→ **Exercise aim**
Scan the lines below for "React"; report the number of lines that contain it, and only that.
═══ Supplied data
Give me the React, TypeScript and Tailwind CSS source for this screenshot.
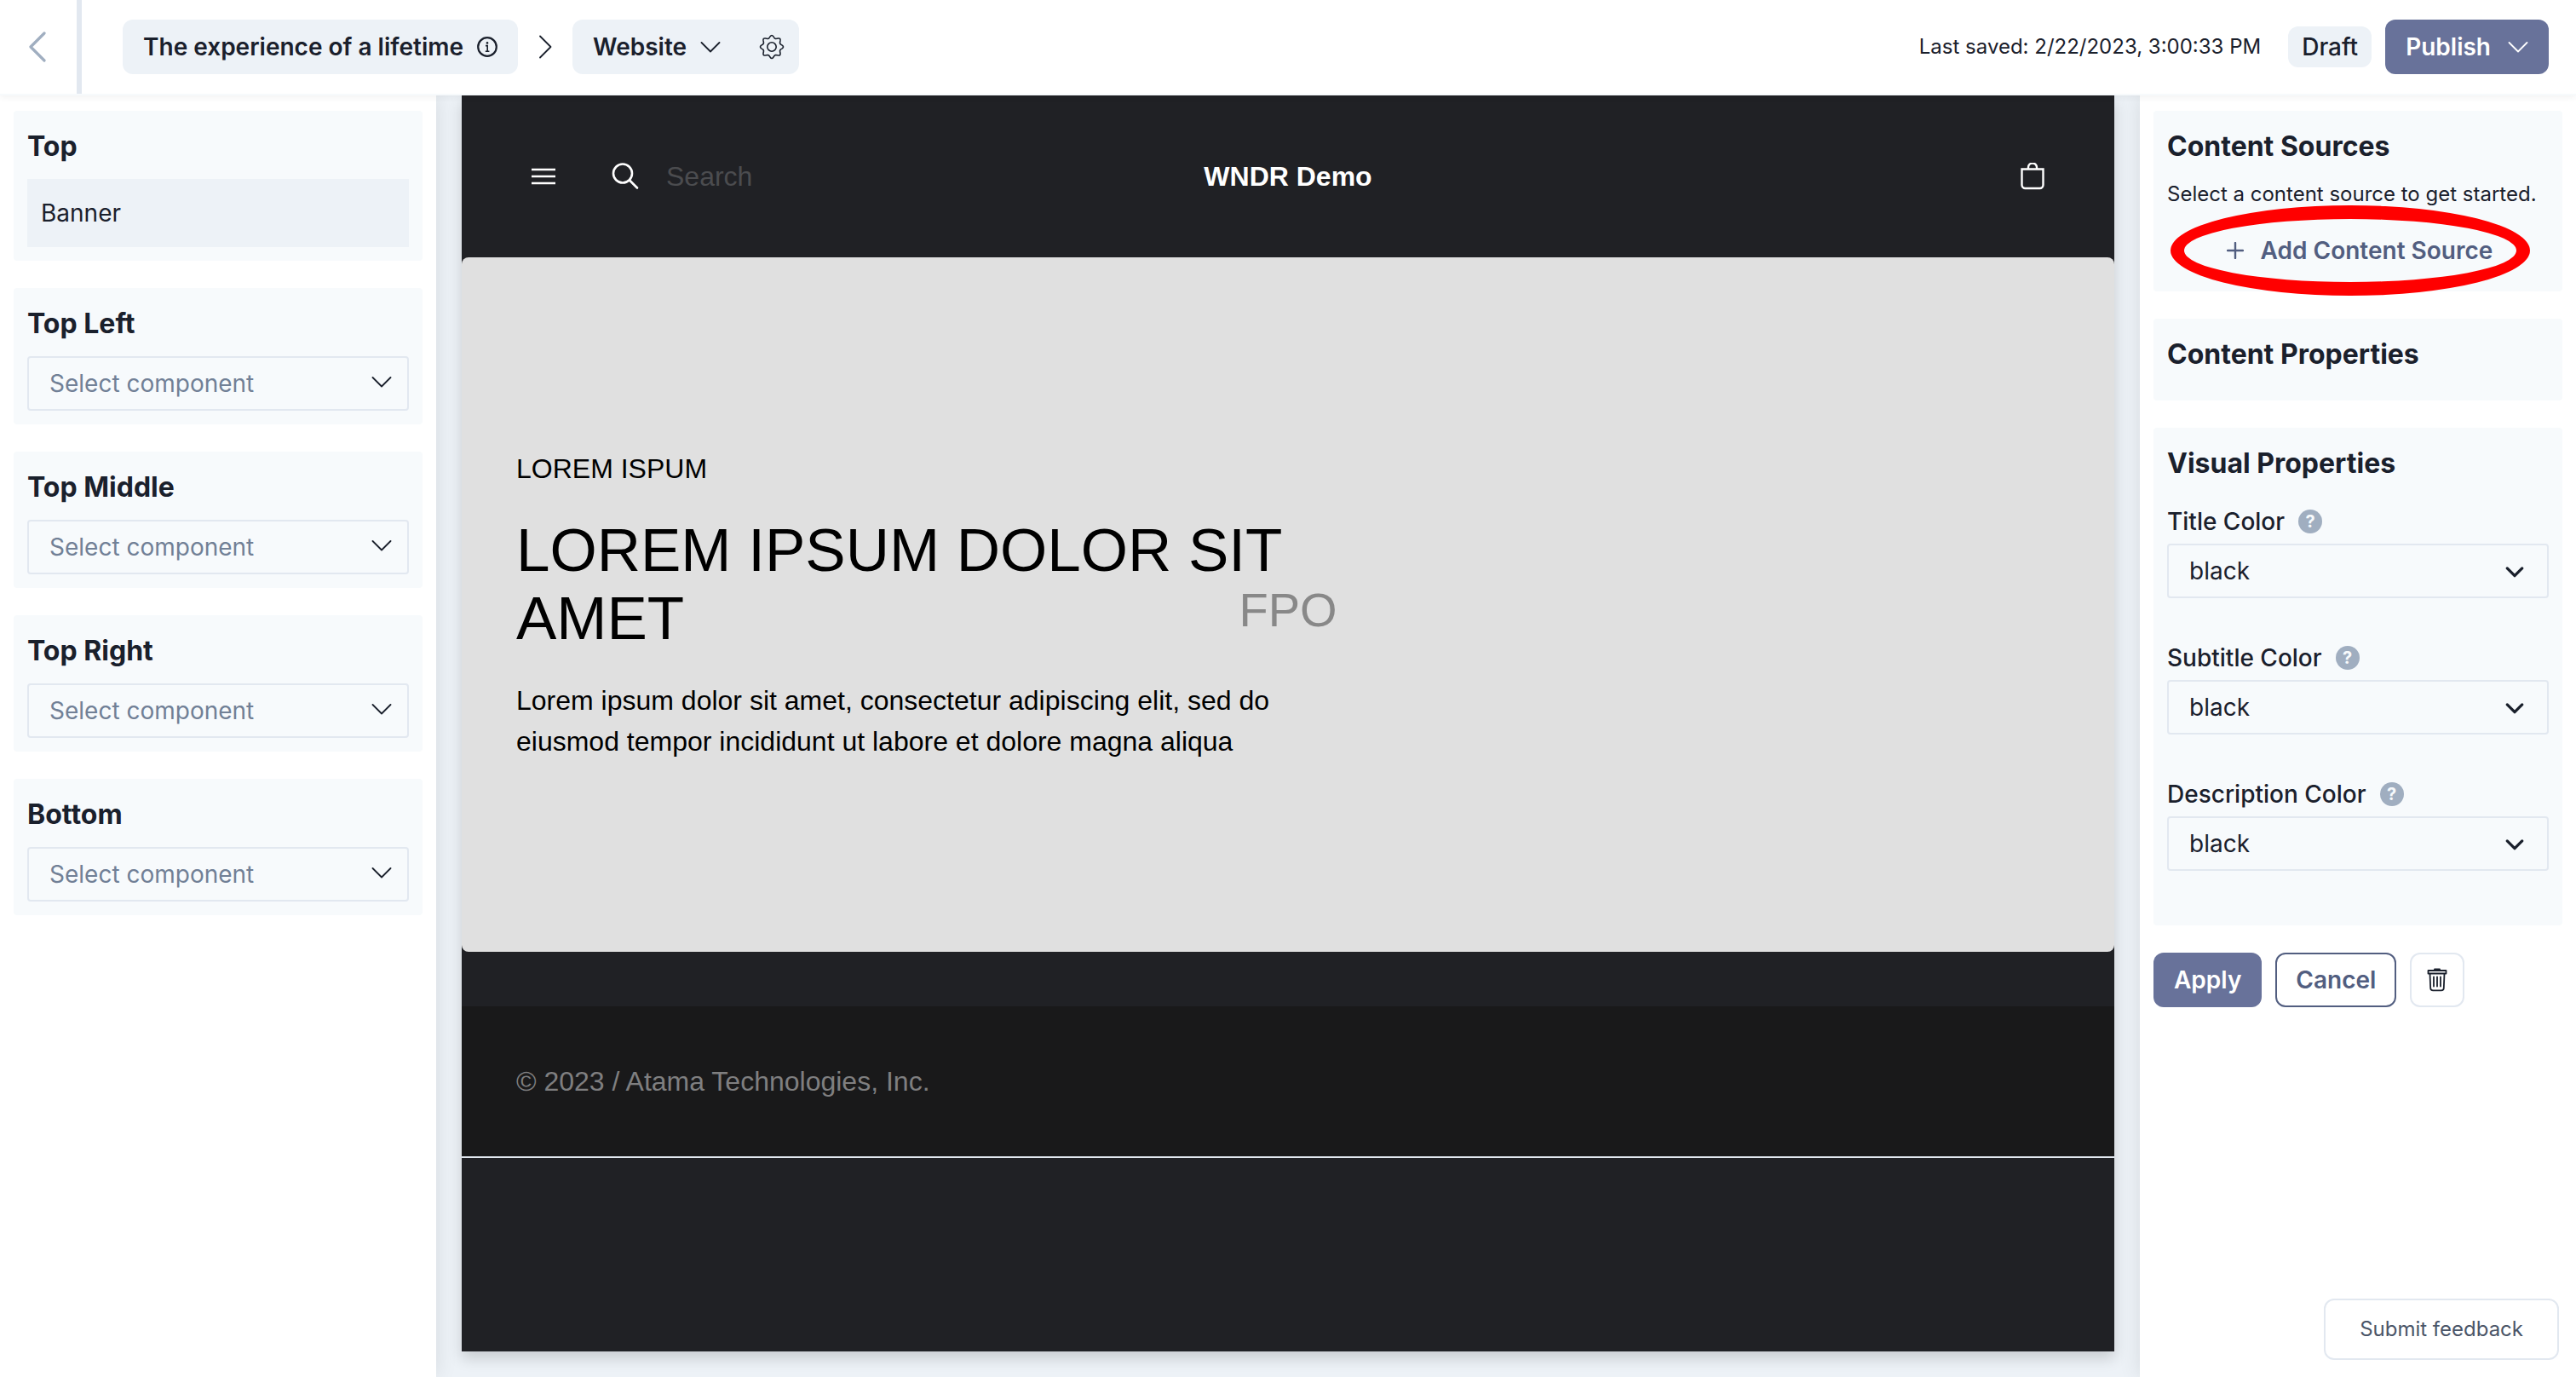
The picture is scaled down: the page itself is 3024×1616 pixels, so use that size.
import React from "react";

const HELVETICA = "font-['Liberation_Sans',Arial,sans-serif]";

function Chevron({ className, w }: { className: string; w: string }) {
  return (
    <svg aria-hidden="true" viewBox="0 0 24 13" fill="none" stroke="currentColor" strokeWidth={w} strokeLinecap="round" strokeLinejoin="round" className={className}>
      <path d="M1.500 1l10.500 10.500L22.500 1" />
    </svg>
  );
}

function Gear() {
  const pts: string[] = [];
  const n = 8;
  for (let i = 0; i < n; i++) {
    const a = (i * 2 * Math.PI) / n;
    const p = (r: number, d: number) => `${(16 + r * Math.sin(a + d)).toFixed(2)} ${(16 - r * Math.cos(a + d)).toFixed(2)}`;
    pts.push(`${i === 0 ? "M" : "L"}${p(10.6, -0.33)}Q${p(11.6, -0.2)} ${p(12.4, -0.15)}Q${p(14.8, 0)} ${p(12.4, 0.15)}Q${p(11.6, 0.2)} ${p(10.6, 0.33)}`);
  }
  return (
    <svg aria-hidden="true" viewBox="0 0 32 32" className="size-8" fill="none" stroke="currentColor" strokeWidth="1.6" strokeLinejoin="round">
      <path d={pts.join("") + "Z"} />
      <circle cx="16" cy="16" r="5.2" />
    </svg>
  );
}

function Card({ title, children, className = "" }: { title: string; children?: React.ReactNode; className?: string }) {
  return (
    <section className={`rounded bg-[#f7fafc] px-4 pt-4 ${className}`}>
      <h2 className="text-[32px] leading-[52px] font-bold">{title}</h2>
      {children}
    </section>
  );
}

function SlotCard({ title }: { title: string }) {
  return (
    <Card title={title} className="pb-4">
      <div className="relative mt-3">
        <select aria-label={title} className="h-16 w-full appearance-none rounded border-2 border-[#e2e8f0] bg-transparent px-6 text-[28px] text-[#718096]">
          <option>Select component</option>
        </select>
        <Chevron w="1.8" className="pointer-events-none absolute top-6 right-5 h-[13px] w-6" />
      </div>
    </Card>
  );
}

function ColorField({ label }: { label: string }) {
  const id = label.toLowerCase().replace(" ", "-");
  return (
    <div className="mb-11">
      <div className="flex h-[52px] items-center gap-4">
        <label htmlFor={id} className="text-[28px] font-medium">{label}</label>
        <button type="button" aria-label={`About ${label}`} className="flex size-7 items-center justify-center rounded-full bg-[#a0aec0] text-xl font-bold text-[#f7fafc]">?</button>
      </div>
      <div className="relative">
        <select id={id} className="h-16 w-full appearance-none rounded border-2 border-[#e2e8f0] bg-transparent px-6 text-[28px]">
          <option>black</option>
          <option>white</option>
        </select>
        <Chevron w="4" className="pointer-events-none absolute top-7 right-[30px] h-[11px] w-5 overflow-visible" />
      </div>
    </div>
  );
}

function Header() {
  return (
    <header className="relative z-10 flex h-28 items-center border-b-2 border-[#f7fafc] bg-white pr-8 shadow-[0_2px_8px_rgba(0,0,0,0.06)]">
      <a href="#back" aria-label="Back" className="flex h-full w-24 shrink-0 items-center justify-center border-r-6 border-[#e2e8f0] text-[#a0aec0]">
        <svg aria-hidden="true" viewBox="0 0 22 36" className="h-9 w-[22px]" fill="none" stroke="currentColor" strokeWidth="3.2" strokeLinecap="round" strokeLinejoin="round">
          <path d="M18 2L2 18l16 16" />
        </svg>
      </a>
      <nav aria-label="Breadcrumb" className="ml-12 flex items-center text-[28px] font-semibold">
        <button type="button" className="flex h-16 items-center gap-4 rounded-xl bg-[#edf2f7] px-6">
          The experience of a lifetime
          <svg aria-hidden="true" viewBox="0 0 24 24" className="size-6" fill="none" stroke="currentColor" strokeWidth="2.2">
            <circle cx="12" cy="12" r="10.8" />
            <path d="M10 10.600h2.200v6.600M9.800 17.200h4.600" strokeWidth="1.600" />
            <circle cx="12" cy="7.400" r="1.300" fill="currentColor" stroke="none" />
          </svg>
        </button>
        <svg aria-hidden="true" viewBox="0 0 16 28" className="mx-6 h-7 w-4" fill="none" stroke="currentColor" strokeWidth="1.8" strokeLinecap="round" strokeLinejoin="round">
          <path d="M2 1.500l12.500 12.500L2 26.500" />
        </svg>
        <div className="flex h-16 items-center rounded-xl bg-[#edf2f7] pr-4 pl-6">
          <button type="button" className="flex items-center gap-4">
            Website
            <Chevron w="1.8" className="h-[13px] w-6" />
          </button>
          <button type="button" aria-label="Settings" className="ml-11"><Gear /></button>
        </div>
      </nav>
      <div className="ml-auto flex items-center text-[28px]">
        <p className="text-2xl">Last saved: 2/22/2023, 3:00:33 PM</p>
        <span className="ml-8 flex h-12 items-center rounded-xl bg-[#edf2f7] px-4 font-medium">Draft</span>
        <button type="button" className="ml-4 flex h-16 items-center gap-5 rounded-xl bg-[#68729a] px-6 font-semibold text-white">
          Publish
          <Chevron w="1.8" className="h-[13px] w-6" />
        </button>
      </div>
    </header>
  );
}

function Preview() {
  return (
    <div className={`flex flex-1 flex-col bg-[#202125] text-[32px] shadow-[0_8px_16px_rgba(0,0,0,0.16)] ${HELVETICA}`}>
      <div className="grid h-[190px] grid-cols-3 items-center px-20 text-white">
        <div className="flex items-center">
          <button type="button" aria-label="Menu">
            <svg aria-hidden="true" viewBox="0 0 32 32" className="size-8" stroke="currentColor" strokeWidth="2.5">
              <path d="M2 8h28M2 16h28M2 24h28" />
            </svg>
          </button>
          <svg aria-hidden="true" viewBox="0 0 32 32" className="ml-16 size-8" fill="none" stroke="currentColor" strokeWidth="2.6" strokeLinecap="round">
            <circle cx="13" cy="12.500" r="11" />
            <path d="M21 20.500l9 9" />
          </svg>
          <input type="search" aria-label="Search" placeholder="Search" className="ml-8 w-60 bg-transparent outline-none placeholder:text-[#4b4c4f]" />
        </div>
        <p className="text-center font-bold">WNDR Demo</p>
        <button type="button" aria-label="Shopping bag" className="justify-self-end">
          <svg aria-hidden="true" viewBox="0 0 32 32" className="size-8" fill="none" stroke="currentColor" strokeWidth="2.4">
            <path d="M3.500 7.500h25v18.500a4 4 0 0 1-4 4h-17a4 4 0 0 1-4-4zM11 7.500V5.500a5 5 0 0 1 10 0v2" />
          </svg>
        </button>
      </div>
      <div className="relative flex h-[815px] flex-col justify-center rounded-lg bg-[#e0e0e0] px-16 text-black">
        <p className="absolute inset-0 flex items-center justify-center pt-3 text-[56px] leading-none text-[#888888]">FPO</p>
        <div className="relative w-[52%]">
          <p className="leading-12">LOREM ISPUM</p>
          <h1 className="mt-8 text-[71px] leading-20">LOREM IPSUM DOLOR SIT AMET</h1>
          <p className="mt-8 leading-12">Lorem ipsum dolor sit amet, consectetur adipiscing elit, sed do eiusmod tempor incididunt ut labore et dolore magna aliqua</p>
        </div>
      </div>
      <footer className="mt-16 flex h-[178px] items-center border-b-2 border-[#e2e8f0] bg-[#19191a] px-16 text-[#7f7f80]">
        © 2023 / Atama Technologies, Inc.
      </footer>
    </div>
  );
}

export default function App() {
  return (
    <div className="flex min-h-screen flex-col bg-white font-[Inter,sans-serif] text-[#1a202c]">
      <Header />
      <div className="flex flex-1">
        <aside className="relative flex w-[512px] shrink-0 flex-col gap-8 bg-white px-4 py-[18px] shadow-[0_0_24px_rgba(0,0,0,0.1)]">
          <Card title="Top" className="pb-4">
            <button type="button" className="mt-3 h-20 w-full bg-[#edf2f7] px-4 text-left text-[28px]">Banner</button>
          </Card>
          <SlotCard title="Top Left" />
          <SlotCard title="Top Middle" />
          <SlotCard title="Top Right" />
          <SlotCard title="Bottom" />
        </aside>
        <main className="flex min-w-0 flex-1 flex-col bg-[#edf2f7] px-[30px] pb-[30px]">
          <Preview />
        </main>
        <aside className="relative flex w-[512px] shrink-0 flex-col gap-8 bg-white px-4 py-[18px] shadow-[0_0_24px_rgba(0,0,0,0.1)]">
          <Card title="Content Sources" className="pb-4">
            <p className="mt-2.5 text-2xl leading-10">Select a content source to get started.</p>
            <div className="relative mt-3.5">
              <button type="button" className="flex h-16 w-full items-center justify-center gap-5 pl-1 text-[28px] font-semibold text-[#525e80]">
                <svg aria-hidden="true" viewBox="0 0 20 20" className="size-5" stroke="currentColor" strokeWidth="2.4" strokeLinecap="round">
                  <path d="M10 1v18M1 10h18" />
                </svg>
                Add Content Source
              </button>
              <span className="pointer-events-none absolute -inset-y-[21px] left-1 w-[422px] rounded-[50%] border-16 border-[#ff0000]" />
            </div>
          </Card>
          <Card title="Content Properties" className="pb-7" />
          <Card title="Visual Properties" className="pb-5">
            <div className="flex flex-col pt-4">
              <ColorField label="Title Color" />
              <ColorField label="Subtitle Color" />
              <ColorField label="Description Color" />
            </div>
          </Card>
          <div className="flex gap-4 text-[28px] font-semibold">
            <button type="button" className="h-16 rounded-xl bg-[#68729a] px-6 text-white">Apply</button>
            <button type="button" className="h-16 rounded-xl border-2 border-[#525e80] px-[22px] text-[#525e80]">Cancel</button>
            <button type="button" aria-label="Delete" className="flex size-16 items-center justify-center rounded-xl border-2 border-[#e2e8f0]">
              <svg aria-hidden="true" viewBox="0 0 28 28" className="size-7" fill="none" stroke="currentColor" strokeWidth="1.8" strokeLinecap="round" strokeLinejoin="round">
                <path d="M11 2.500V1.500h6v1M3.500 3h21v3.500h-21zM5.500 6.500l.7 17a3 3 0 0 0 3 2.900h9.600a3 3 0 0 0 3-2.900l.7-17M10 10.500v11M14 10.500v11M18 10.500v11" />
              </svg>
            </button>
          </div>
        </aside>
      </div>
      <button type="button" className="fixed right-5 bottom-5 h-[72px] rounded-xl border-2 border-[#e2e8f0] bg-white px-10 text-2xl text-[#4a5568]">Submit feedback</button>
    </div>
  );
}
══════
→ **Written answer**
3